Aerial view of islands from the central coast

It is not easy to get hold of Heiltsuk’s Desiree Lawson these days. When you call the office of the Heiltsuk Integrated Resource Management Department they tell you she is not available; she is out on the water doing crab surveys, or assessing archaeological sites or doing more training. Try tomorrow, they say. But that won’t work either. First thing in the morning she’ll be off again doing any number of tasks in her new role as a Guardian Watchmen in Heiltsuk territory.

“It is exciting to be a Guardian Watchmen”, says Desiree. “We are the eyes and ears on the land and water and we help inform our managers about what is going on. It helps them make sound decisions for our territory.”

The Heiltsuk are not the only Nation humming with activity from their Watchmen. With funding from the Central Coast Marine Planning Partnership process (MaPP), each central coast Nation has hired and trained two new Guardian Watchmen in the last year. A big part of their jobs in the months and years ahead will be implementing strategies in the Central Coast MaPP plan and monitoring the plan’s effectiveness.

The MaPP plan is the result of a comprehensive government-to-government marine planning process co-led by First Nations and the provincial government. For our Nations, the overarching objectives are to ensure that coastal ecosystems, our economies and our cultures flourish in the future – and that our Nations are directly involved in stewardship decisions in our territories.

But all this planning will only be effective if change happens on the water – and our new Watchmen are the front-line workers poised to make that happen.

Humpback whale jumps and dives spraying water with it's tail
A humpback whale in central coast waters. Photo by Markus Thompson

Watchmen provide local vision

“It is essential to have Guardian Watchmen implementing the MaPP plan,” says Heiltsuk’s Fisheries Manager Mike Reid. “The Watchmen, like Desiree, know their territories, the resources and the various user groups intimately. They have all grown up here and have all this local experience to bring to this work. If we hired outsiders for this, there would be big gaps in their knowledge.”

Importantly, the Watchmen are also the ones who will monitor how well the MaPP plan is working over time. “Without the Watchmen we are going in blind,” says Mike, “we won’t really know what is working [with MaPP] and what isn’t. The Watchmen will be the first to know if the plan is working or not.”

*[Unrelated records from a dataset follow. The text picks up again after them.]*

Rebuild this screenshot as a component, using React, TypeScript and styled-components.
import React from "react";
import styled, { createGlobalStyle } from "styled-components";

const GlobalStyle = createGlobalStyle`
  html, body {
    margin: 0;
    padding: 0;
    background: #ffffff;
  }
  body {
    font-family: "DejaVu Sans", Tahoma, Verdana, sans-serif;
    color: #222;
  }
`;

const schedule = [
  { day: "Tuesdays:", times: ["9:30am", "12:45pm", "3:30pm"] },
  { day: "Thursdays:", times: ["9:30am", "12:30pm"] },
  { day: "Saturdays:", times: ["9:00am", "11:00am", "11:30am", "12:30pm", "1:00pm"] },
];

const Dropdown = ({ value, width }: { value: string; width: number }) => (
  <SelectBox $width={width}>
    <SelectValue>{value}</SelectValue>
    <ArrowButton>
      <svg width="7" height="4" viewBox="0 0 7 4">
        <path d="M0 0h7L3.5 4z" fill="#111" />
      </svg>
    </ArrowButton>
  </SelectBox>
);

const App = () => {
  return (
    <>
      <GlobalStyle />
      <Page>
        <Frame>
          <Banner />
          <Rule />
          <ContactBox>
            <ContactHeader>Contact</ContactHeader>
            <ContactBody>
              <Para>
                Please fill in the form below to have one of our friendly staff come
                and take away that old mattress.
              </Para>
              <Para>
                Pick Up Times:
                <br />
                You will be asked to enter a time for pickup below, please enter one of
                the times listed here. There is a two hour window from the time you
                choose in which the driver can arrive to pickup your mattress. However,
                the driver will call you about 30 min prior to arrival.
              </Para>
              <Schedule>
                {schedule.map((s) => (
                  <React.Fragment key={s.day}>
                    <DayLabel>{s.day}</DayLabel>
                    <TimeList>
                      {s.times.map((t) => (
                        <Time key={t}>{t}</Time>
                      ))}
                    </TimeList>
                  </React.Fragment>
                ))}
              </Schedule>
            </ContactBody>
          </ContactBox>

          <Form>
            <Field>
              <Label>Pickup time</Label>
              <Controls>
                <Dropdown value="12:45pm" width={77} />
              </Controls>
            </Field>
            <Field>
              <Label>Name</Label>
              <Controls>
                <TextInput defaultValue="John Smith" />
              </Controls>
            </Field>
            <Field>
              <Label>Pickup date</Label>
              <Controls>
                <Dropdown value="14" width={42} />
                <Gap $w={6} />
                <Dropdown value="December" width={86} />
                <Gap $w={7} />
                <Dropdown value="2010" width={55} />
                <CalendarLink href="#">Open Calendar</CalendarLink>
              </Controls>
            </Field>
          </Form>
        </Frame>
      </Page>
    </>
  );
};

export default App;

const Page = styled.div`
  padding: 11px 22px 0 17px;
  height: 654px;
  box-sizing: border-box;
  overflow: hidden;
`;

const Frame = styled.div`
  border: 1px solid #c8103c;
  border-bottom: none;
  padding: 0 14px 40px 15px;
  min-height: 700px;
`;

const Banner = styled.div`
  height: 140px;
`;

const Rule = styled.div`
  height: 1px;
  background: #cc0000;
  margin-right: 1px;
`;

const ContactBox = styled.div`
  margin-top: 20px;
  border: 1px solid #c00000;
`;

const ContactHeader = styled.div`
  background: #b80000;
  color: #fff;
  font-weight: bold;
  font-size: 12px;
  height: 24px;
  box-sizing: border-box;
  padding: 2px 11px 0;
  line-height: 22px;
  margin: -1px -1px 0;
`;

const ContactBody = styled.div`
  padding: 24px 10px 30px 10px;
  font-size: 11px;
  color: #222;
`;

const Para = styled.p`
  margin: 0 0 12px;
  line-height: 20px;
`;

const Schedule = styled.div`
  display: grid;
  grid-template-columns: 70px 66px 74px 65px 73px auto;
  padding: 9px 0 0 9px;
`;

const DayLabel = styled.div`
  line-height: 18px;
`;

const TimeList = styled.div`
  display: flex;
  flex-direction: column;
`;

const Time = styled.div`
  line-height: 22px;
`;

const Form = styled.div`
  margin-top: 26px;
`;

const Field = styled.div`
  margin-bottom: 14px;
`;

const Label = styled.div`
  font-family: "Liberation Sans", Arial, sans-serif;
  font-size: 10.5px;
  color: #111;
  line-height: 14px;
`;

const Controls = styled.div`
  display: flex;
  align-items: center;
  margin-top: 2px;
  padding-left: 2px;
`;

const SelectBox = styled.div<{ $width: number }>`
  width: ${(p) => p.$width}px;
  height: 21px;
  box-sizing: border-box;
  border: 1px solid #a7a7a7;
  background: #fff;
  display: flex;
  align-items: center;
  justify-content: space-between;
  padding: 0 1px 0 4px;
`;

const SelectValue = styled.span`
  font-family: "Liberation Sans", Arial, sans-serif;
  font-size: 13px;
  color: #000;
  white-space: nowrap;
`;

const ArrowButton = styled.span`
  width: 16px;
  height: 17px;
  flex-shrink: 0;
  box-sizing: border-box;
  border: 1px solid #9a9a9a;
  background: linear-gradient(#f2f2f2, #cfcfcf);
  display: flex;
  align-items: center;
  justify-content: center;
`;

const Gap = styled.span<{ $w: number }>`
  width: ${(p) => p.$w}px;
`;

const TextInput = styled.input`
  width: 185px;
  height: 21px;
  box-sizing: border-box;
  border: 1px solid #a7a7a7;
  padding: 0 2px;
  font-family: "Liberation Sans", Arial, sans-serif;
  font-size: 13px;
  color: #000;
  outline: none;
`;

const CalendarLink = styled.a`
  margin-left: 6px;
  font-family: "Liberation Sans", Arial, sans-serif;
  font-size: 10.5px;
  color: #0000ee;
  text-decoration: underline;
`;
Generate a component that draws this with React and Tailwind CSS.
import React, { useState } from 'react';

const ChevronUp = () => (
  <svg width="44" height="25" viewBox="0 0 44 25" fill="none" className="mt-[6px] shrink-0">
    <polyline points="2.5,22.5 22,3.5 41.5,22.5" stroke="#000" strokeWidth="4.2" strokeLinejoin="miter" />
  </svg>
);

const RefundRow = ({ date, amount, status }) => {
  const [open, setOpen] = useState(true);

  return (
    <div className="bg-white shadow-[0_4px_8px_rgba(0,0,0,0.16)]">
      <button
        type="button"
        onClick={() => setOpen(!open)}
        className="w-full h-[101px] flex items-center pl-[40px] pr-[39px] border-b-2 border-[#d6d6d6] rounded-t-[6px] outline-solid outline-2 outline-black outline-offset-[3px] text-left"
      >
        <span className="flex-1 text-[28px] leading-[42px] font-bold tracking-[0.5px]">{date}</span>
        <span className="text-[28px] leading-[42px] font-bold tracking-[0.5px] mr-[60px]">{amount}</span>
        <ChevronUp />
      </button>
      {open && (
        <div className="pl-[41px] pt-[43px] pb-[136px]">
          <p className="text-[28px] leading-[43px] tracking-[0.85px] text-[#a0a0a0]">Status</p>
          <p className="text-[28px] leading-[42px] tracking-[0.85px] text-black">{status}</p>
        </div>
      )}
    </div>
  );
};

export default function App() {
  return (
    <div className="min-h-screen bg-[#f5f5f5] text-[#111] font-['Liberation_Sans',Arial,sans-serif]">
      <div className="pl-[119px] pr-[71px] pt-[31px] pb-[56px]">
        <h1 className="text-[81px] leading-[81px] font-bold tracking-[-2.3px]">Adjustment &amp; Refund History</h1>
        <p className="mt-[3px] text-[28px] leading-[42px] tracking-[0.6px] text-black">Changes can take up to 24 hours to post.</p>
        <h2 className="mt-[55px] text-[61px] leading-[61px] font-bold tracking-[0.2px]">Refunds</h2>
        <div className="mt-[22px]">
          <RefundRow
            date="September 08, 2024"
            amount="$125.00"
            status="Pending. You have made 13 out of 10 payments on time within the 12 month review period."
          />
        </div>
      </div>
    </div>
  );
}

“Watchmen are… a critical presence on the water…We see everything and are well-positioned to be there to enforce our traditional laws, which is critical.” — Desiree Lawson, Heiltsuk Guardian Watchmen

17 new Guardian Watchmen from 10 coastal Nations – including all central coast Nations – have now received training in enforcement, fisheries management, electro-fishing, cultural awareness, small motor operation and maintenance and more. The first phase of this training was in Prince Rupert last November. Training continues within each Nations’ territory, and this fall the new Watchmen will reconvene at Hakai to further enhance their skills. With more training under their belts, each Watchmen will return to their territory better equipped to help implement their Nations’ marine planning objectives.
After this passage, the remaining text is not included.